### Dataset content
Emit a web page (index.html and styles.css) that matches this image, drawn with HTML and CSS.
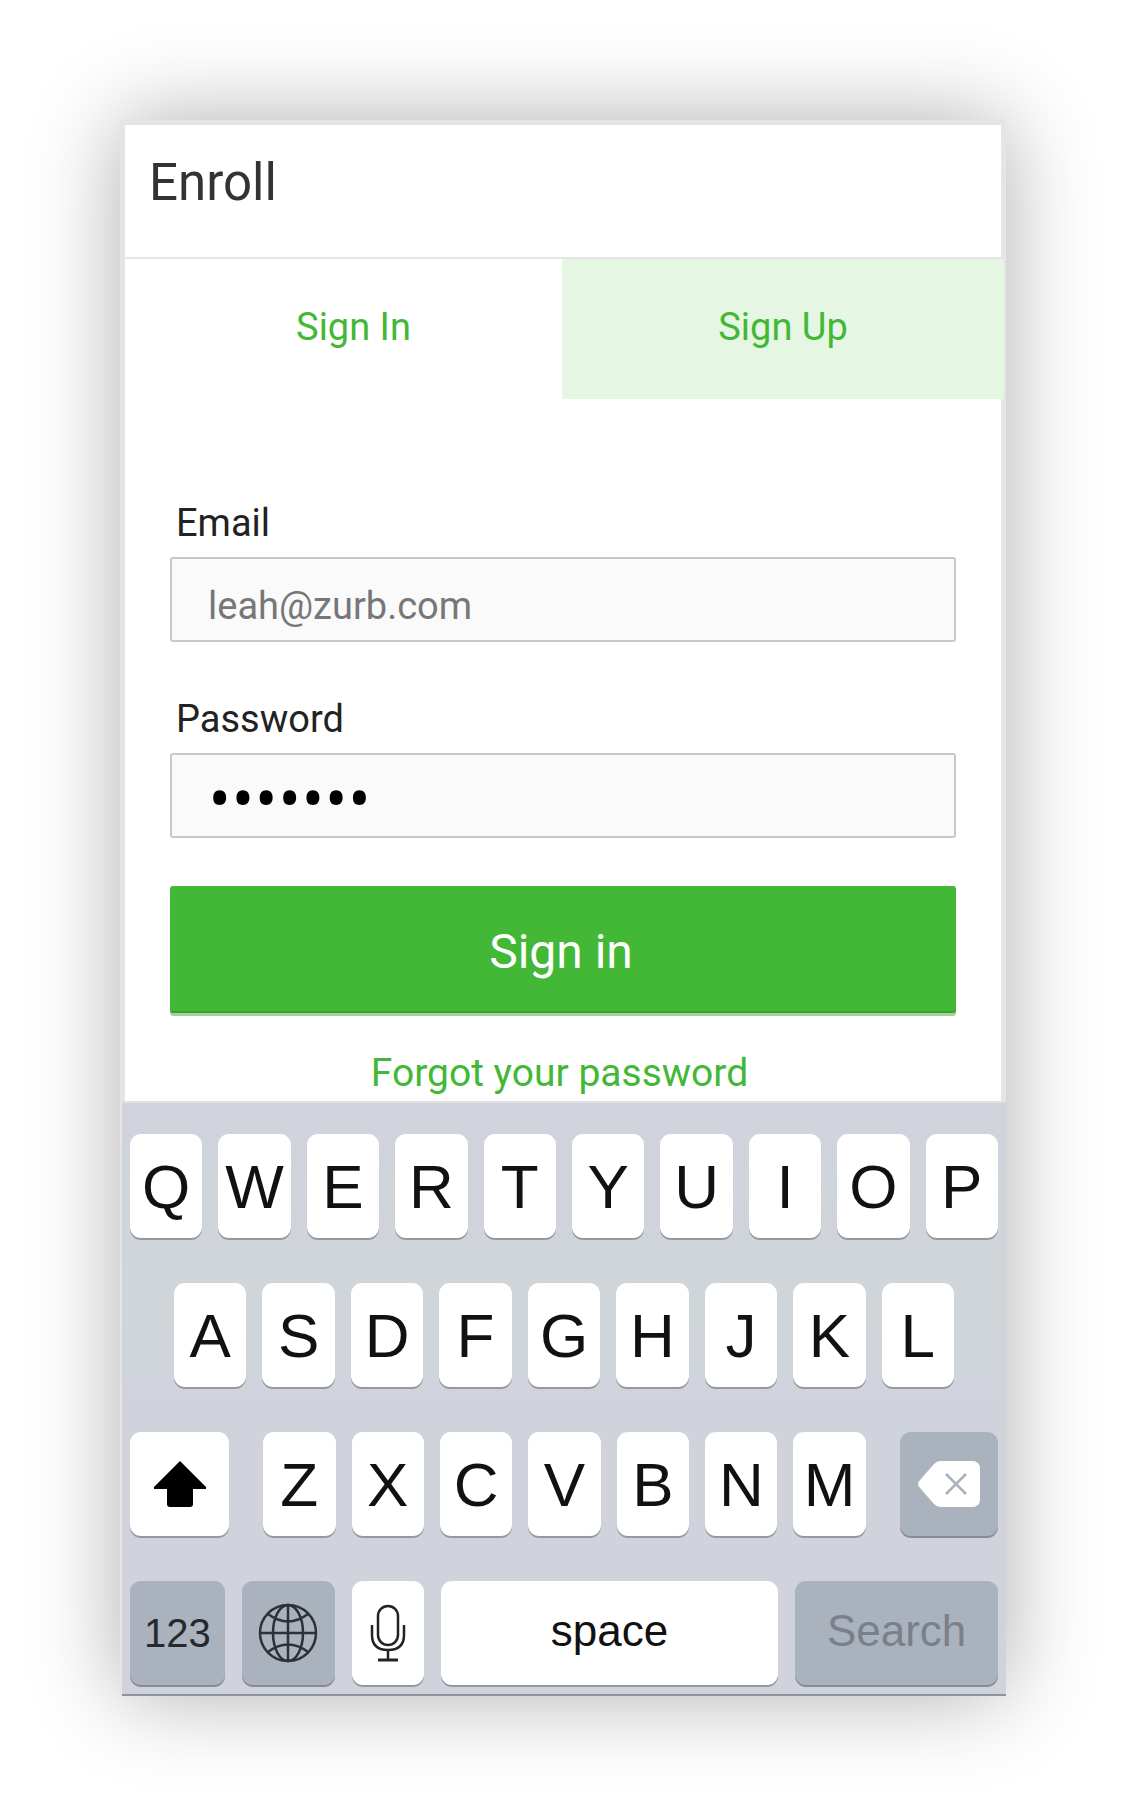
FILE: index.html
```html
<!DOCTYPE html>
<html lang="en">
<head>
<meta charset="utf-8">
<meta name="viewport" content="width=device-width, initial-scale=1">
<title>Enroll</title>
<link rel="stylesheet" href="styles.css">
</head>
<body>
<main class="phone">
  <header class="header"><h1 class="title">Enroll</h1></header>
  <nav class="tabs">
    <a class="tab tab-current" href="#signin">Sign In</a>
    <a class="tab tab-other" href="#signup">Sign Up</a>
  </nav>
  <form class="form">
    <label class="label" for="email">Email</label>
    <input class="field field-email" id="email" type="email" value="leah@zurb.com">
    <label class="label" for="password">Password</label>
    <input class="field field-password" id="password" type="password" value="enroll7">
    <button class="submit" type="button">Sign in</button>
    <a class="forgot" href="#forgot">Forgot your password</a>
  </form>
  <section class="keyboard" aria-label="Keyboard">
    <div class="row row-top">
      <button class="key">Q</button><button class="key">W</button><button class="key">E</button><button class="key">R</button><button class="key">T</button><button class="key">Y</button><button class="key">U</button><button class="key">I</button><button class="key">O</button><button class="key">P</button>
    </div>
    <div class="row row-home">
      <button class="key">A</button><button class="key">S</button><button class="key">D</button><button class="key">F</button><button class="key">G</button><button class="key">H</button><button class="key">J</button><button class="key">K</button><button class="key">L</button>
    </div>
    <div class="row row-shift">
      <button class="key" aria-label="Shift">
        <svg width="52" height="46" viewBox="0 0 52 46"><path d="M26 0 52 26v2H39v15q0 3-3 3H16q-3 0-3-3V28H0v-2z" fill="#000"/></svg>
      </button>
      <div class="row row-letters">
        <button class="key">Z</button><button class="key">X</button><button class="key">C</button><button class="key">V</button><button class="key">B</button><button class="key">N</button><button class="key">M</button>
      </div>
      <button class="key key-dark" aria-label="Delete">
        <svg width="62" height="46" viewBox="0 0 62 46"><path d="M22 0h32q8 0 8 8v30q0 8-8 8H22q-3 0-6-3L2 27q-4-4 0-8L16 3q3-3 6-3z" fill="#fff"/><path d="M28 13 48 33M48 13 28 33" stroke="#a9b2bd" stroke-width="2.5"/></svg>
      </button>
    </div>
    <div class="row row-bottom">
      <button class="key key-dark key-numbers">123</button>
      <button class="key key-dark" aria-label="Next keyboard">
        <svg width="60" height="60" viewBox="0 0 60 60" fill="none" stroke="#2d3135" stroke-width="2.5"><circle cx="30" cy="30" r="28"/><ellipse cx="30" cy="30" rx="15" ry="28"/><path d="M30 2v56M2 30h56M10 11q20 15 40 0M10 49q20-15 40 0"/></svg>
      </button>
      <button class="key" aria-label="Dictate">
        <svg width="36" height="58" viewBox="0 0 36 58" fill="none" stroke="#222" stroke-width="2.5"><rect x="8" y="2" width="20" height="39" rx="10"/><path d="M2 21v10q0 15 16 15t16-15V21M18 46v10"/><path d="M8 56h20" stroke-width="3"/></svg>
      </button>
      <button class="key key-word">space</button>
      <button class="key key-dark key-word key-search">Search</button>
    </div>
  </section>
</main>
</body>
</html>
```
FILE: styles.css
```css
* {
  box-sizing: border-box;
}

body {
  margin: 0;
  padding: 120px;
  background: #fff;
  font-family: Roboto, sans-serif;
  font-size: 38px;
  line-height: 44px;
}

.phone {
  border: 5px solid #e5e5e5;
  border-bottom: 0;
  background: #fff;
  box-shadow: 0 0 84px rgba(0, 0, 0, 0.32);
}

.header {
  padding: 28px 25px 44px 24px;
  border-bottom: 2px solid #e5e5e5;
}

.title {
  margin: 0;
  color: #333;
  font-size: 51px;
  font-weight: 400;
  line-height: 60px;
}

.tabs {
  display: grid;
  grid-template-columns: 437fr 442fr;
  margin-right: -3px;
}

.tab {
  padding: 46px 0 50px;
  color: #43b736;
  text-align: center;
  text-decoration: none;
}

.tab-current {
  padding-left: 20px;
}

.tab-other {
  background: #e5f6e2;
}

.form {
  display: flex;
  flex-direction: column;
  padding: 102px 45px 9px;
}

.label {
  margin-bottom: 12px;
  padding-left: 6px;
  color: #222;
}

.field {
  width: 100%;
  height: 85px;
  margin: 0 0 55px;
  padding: 0 36px;
  border: 2px solid #c8c8c8;
  border-radius: 3px;
  background: #fafafa;
  font: inherit;
}

.field-email {
  padding-top: 13px;
  color: #777;
}

.field-password {
  margin-bottom: 48px;
  color: #000;
  font-family: "Open Sans", sans-serif;
  font-size: 62px;
}

.submit {
  height: 127px;
  margin: 0 0 41px;
  padding: 6px 4px 0 0;
  border: 0;
  border-bottom: 2px solid #38a02d;
  border-radius: 3px;
  background: #43b736;
  box-shadow: 0 3px 0 #a2d29c;
  color: #fff;
  font-family: inherit;
  font-size: 48px;
}

.forgot {
  padding-right: 7px;
  color: #43b736;
  font-size: 39px;
  line-height: 38px;
  text-align: center;
  text-decoration: none;
}

.keyboard {
  display: grid;
  gap: 45px;
  margin: 0 -5px 0 -3px;
  padding: 31px 8px 9px;
  border-top: 2px solid #dde0e4;
  border-bottom: 2px solid #8f949c;
  background: linear-gradient(#d0d3dc, #d0d5da 28%, #d0d5da 38%, #d0d3dc 50%, #d0d3dc);
}

.row {
  display: grid;
  gap: 16px;
}

.row-top {
  grid-template-columns: repeat(10, 1fr);
}

.row-home {
  grid-template-columns: repeat(9, 1fr);
  padding: 0 44px;
}

.row-shift {
  grid-template-columns: 99fr 602fr 98fr;
  gap: 34px;
}

.row-letters {
  grid-template-columns: repeat(7, 1fr);
}

.row-bottom {
  grid-template-columns: 95fr 93fr 72fr 338fr 203fr;
  gap: 17px;
}

.key {
  display: flex;
  align-items: center;
  justify-content: center;
  min-width: 0;
  height: 104px;
  padding: 0;
  border: 0;
  border-radius: 11px;
  background: #fff;
  box-shadow: 0 2px 0 #95999f;
  color: #111;
  font-family: "Liberation Sans", sans-serif;
  font-size: 62px;
}

.key-dark {
  background: #a9b2bd;
  box-shadow: 0 2px 0 #888c92;
}

.key-word {
  padding-bottom: 4px;
  font-size: 44px;
}

.key-numbers {
  color: #26292d;
  font-size: 40px;
}

.key-search {
  color: #79808a;
}
```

### Requirement
Leave the pictures out and copy the rest of the data exactly.

### The output
Emit a web page (index.html and styles.css) that matches this image, drawn with HTML and CSS.
FILE: index.html
```html
<!DOCTYPE html>
<html lang="en">
<head>
<meta charset="utf-8">
<meta name="viewport" content="width=device-width, initial-scale=1">
<title>Enroll</title>
<link rel="stylesheet" href="styles.css">
</head>
<body>
<main class="phone">
  <header class="header"><h1 class="title">Enroll</h1></header>
  <nav class="tabs">
    <a class="tab tab-current" href="#signin">Sign In</a>
    <a class="tab tab-other" href="#signup">Sign Up</a>
  </nav>
  <form class="form">
    <label class="label" for="email">Email</label>
    <input class="field field-email" id="email" type="email" value="leah@zurb.com">
    <label class="label" for="password">Password</label>
    <input class="field field-password" id="password" type="password" value="enroll7">
    <button class="submit" type="button">Sign in</button>
    <a class="forgot" href="#forgot">Forgot your password</a>
  </form>
  <section class="keyboard" aria-label="Keyboard">
    <div class="row row-top">
      <button class="key">Q</button><button class="key">W</button><button class="key">E</button><button class="key">R</button><button class="key">T</button><button class="key">Y</button><button class="key">U</button><button class="key">I</button><button class="key">O</button><button class="key">P</button>
    </div>
    <div class="row row-home">
      <button class="key">A</button><button class="key">S</button><button class="key">D</button><button class="key">F</button><button class="key">G</button><button class="key">H</button><button class="key">J</button><button class="key">K</button><button class="key">L</button>
    </div>
    <div class="row row-shift">
      <button class="key" aria-label="Shift">
        <svg width="52" height="46" viewBox="0 0 52 46"><path d="M26 0 52 26v2H39v15q0 3-3 3H16q-3 0-3-3V28H0v-2z" fill="#000"/></svg>
      </button>
      <div class="row row-letters">
        <button class="key">Z</button><button class="key">X</button><button class="key">C</button><button class="key">V</button><button class="key">B</button><button class="key">N</button><button class="key">M</button>
      </div>
      <button class="key key-dark" aria-label="Delete">
        <svg width="62" height="46" viewBox="0 0 62 46"><path d="M22 0h32q8 0 8 8v30q0 8-8 8H22q-3 0-6-3L2 27q-4-4 0-8L16 3q3-3 6-3z" fill="#fff"/><path d="M28 13 48 33M48 13 28 33" stroke="#a9b2bd" stroke-width="2.5"/></svg>
      </button>
    </div>
    <div class="row row-bottom">
      <button class="key key-dark key-numbers">123</button>
      <button class="key key-dark" aria-label="Next keyboard">
        <svg width="60" height="60" viewBox="0 0 60 60" fill="none" stroke="#2d3135" stroke-width="2.5"><circle cx="30" cy="30" r="28"/><ellipse cx="30" cy="30" rx="15" ry="28"/><path d="M30 2v56M2 30h56M10 11q20 15 40 0M10 49q20-15 40 0"/></svg>
      </button>
      <button class="key" aria-label="Dictate">
        <svg width="36" height="58" viewBox="0 0 36 58" fill="none" stroke="#222" stroke-width="2.5"><rect x="8" y="2" width="20" height="39" rx="10"/><path d="M2 21v10q0 15 16 15t16-15V21M18 46v10"/><path d="M8 56h20" stroke-width="3"/></svg>
      </button>
      <button class="key key-word">space</button>
      <button class="key key-dark key-word key-search">Search</button>
    </div>
  </section>
</main>
</body>
</html>
```
FILE: styles.css
```css
* {
  box-sizing: border-box;
}

body {
  margin: 0;
  padding: 120px;
  background: #fff;
  font-family: Roboto, sans-serif;
  font-size: 38px;
  line-height: 44px;
}

.phone {
  border: 5px solid #e5e5e5;
  border-bottom: 0;
  background: #fff;
  box-shadow: 0 0 84px rgba(0, 0, 0, 0.32);
}

.header {
  padding: 28px 25px 44px 24px;
  border-bottom: 2px solid #e5e5e5;
}

.title {
  margin: 0;
  color: #333;
  font-size: 51px;
  font-weight: 400;
  line-height: 60px;
}

.tabs {
  display: grid;
  grid-template-columns: 437fr 442fr;
  margin-right: -3px;
}

.tab {
  padding: 46px 0 50px;
  color: #43b736;
  text-align: center;
  text-decoration: none;
}

.tab-current {
  padding-left: 20px;
}

.tab-other {
  background: #e5f6e2;
}

.form {
  display: flex;
  flex-direction: column;
  padding: 102px 45px 9px;
}

.label {
  margin-bottom: 12px;
  padding-left: 6px;
  color: #222;
}

.field {
  width: 100%;
  height: 85px;
  margin: 0 0 55px;
  padding: 0 36px;
  border: 2px solid #c8c8c8;
  border-radius: 3px;
  background: #fafafa;
  font: inherit;
}

.field-email {
  padding-top: 13px;
  color: #777;
}

.field-password {
  margin-bottom: 48px;
  color: #000;
  font-family: "Open Sans", sans-serif;
  font-size: 62px;
}

.submit {
  height: 127px;
  margin: 0 0 41px;
  padding: 6px 4px 0 0;
  border: 0;
  border-bottom: 2px solid #38a02d;
  border-radius: 3px;
  background: #43b736;
  box-shadow: 0 3px 0 #a2d29c;
  color: #fff;
  font-family: inherit;
  font-size: 48px;
}

.forgot {
  padding-right: 7px;
  color: #43b736;
  font-size: 39px;
  line-height: 38px;
  text-align: center;
  text-decoration: none;
}

.keyboard {
  display: grid;
  gap: 45px;
  margin: 0 -5px 0 -3px;
  padding: 31px 8px 9px;
  border-top: 2px solid #dde0e4;
  border-bottom: 2px solid #8f949c;
  background: linear-gradient(#d0d3dc, #d0d5da 28%, #d0d5da 38%, #d0d3dc 50%, #d0d3dc);
}

.row {
  display: grid;
  gap: 16px;
}

.row-top {
  grid-template-columns: repeat(10, 1fr);
}

.row-home {
  grid-template-columns: repeat(9, 1fr);
  padding: 0 44px;
}

.row-shift {
  grid-template-columns: 99fr 602fr 98fr;
  gap: 34px;
}

.row-letters {
  grid-template-columns: repeat(7, 1fr);
}

.row-bottom {
  grid-template-columns: 95fr 93fr 72fr 338fr 203fr;
  gap: 17px;
}

.key {
  display: flex;
  align-items: center;
  justify-content: center;
  min-width: 0;
  height: 104px;
  padding: 0;
  border: 0;
  border-radius: 11px;
  background: #fff;
  box-shadow: 0 2px 0 #95999f;
  color: #111;
  font-family: "Liberation Sans", sans-serif;
  font-size: 62px;
}

.key-dark {
  background: #a9b2bd;
  box-shadow: 0 2px 0 #888c92;
}

.key-word {
  padding-bottom: 4px;
  font-size: 44px;
}

.key-numbers {
  color: #26292d;
  font-size: 40px;
}

.key-search {
  color: #79808a;
}
```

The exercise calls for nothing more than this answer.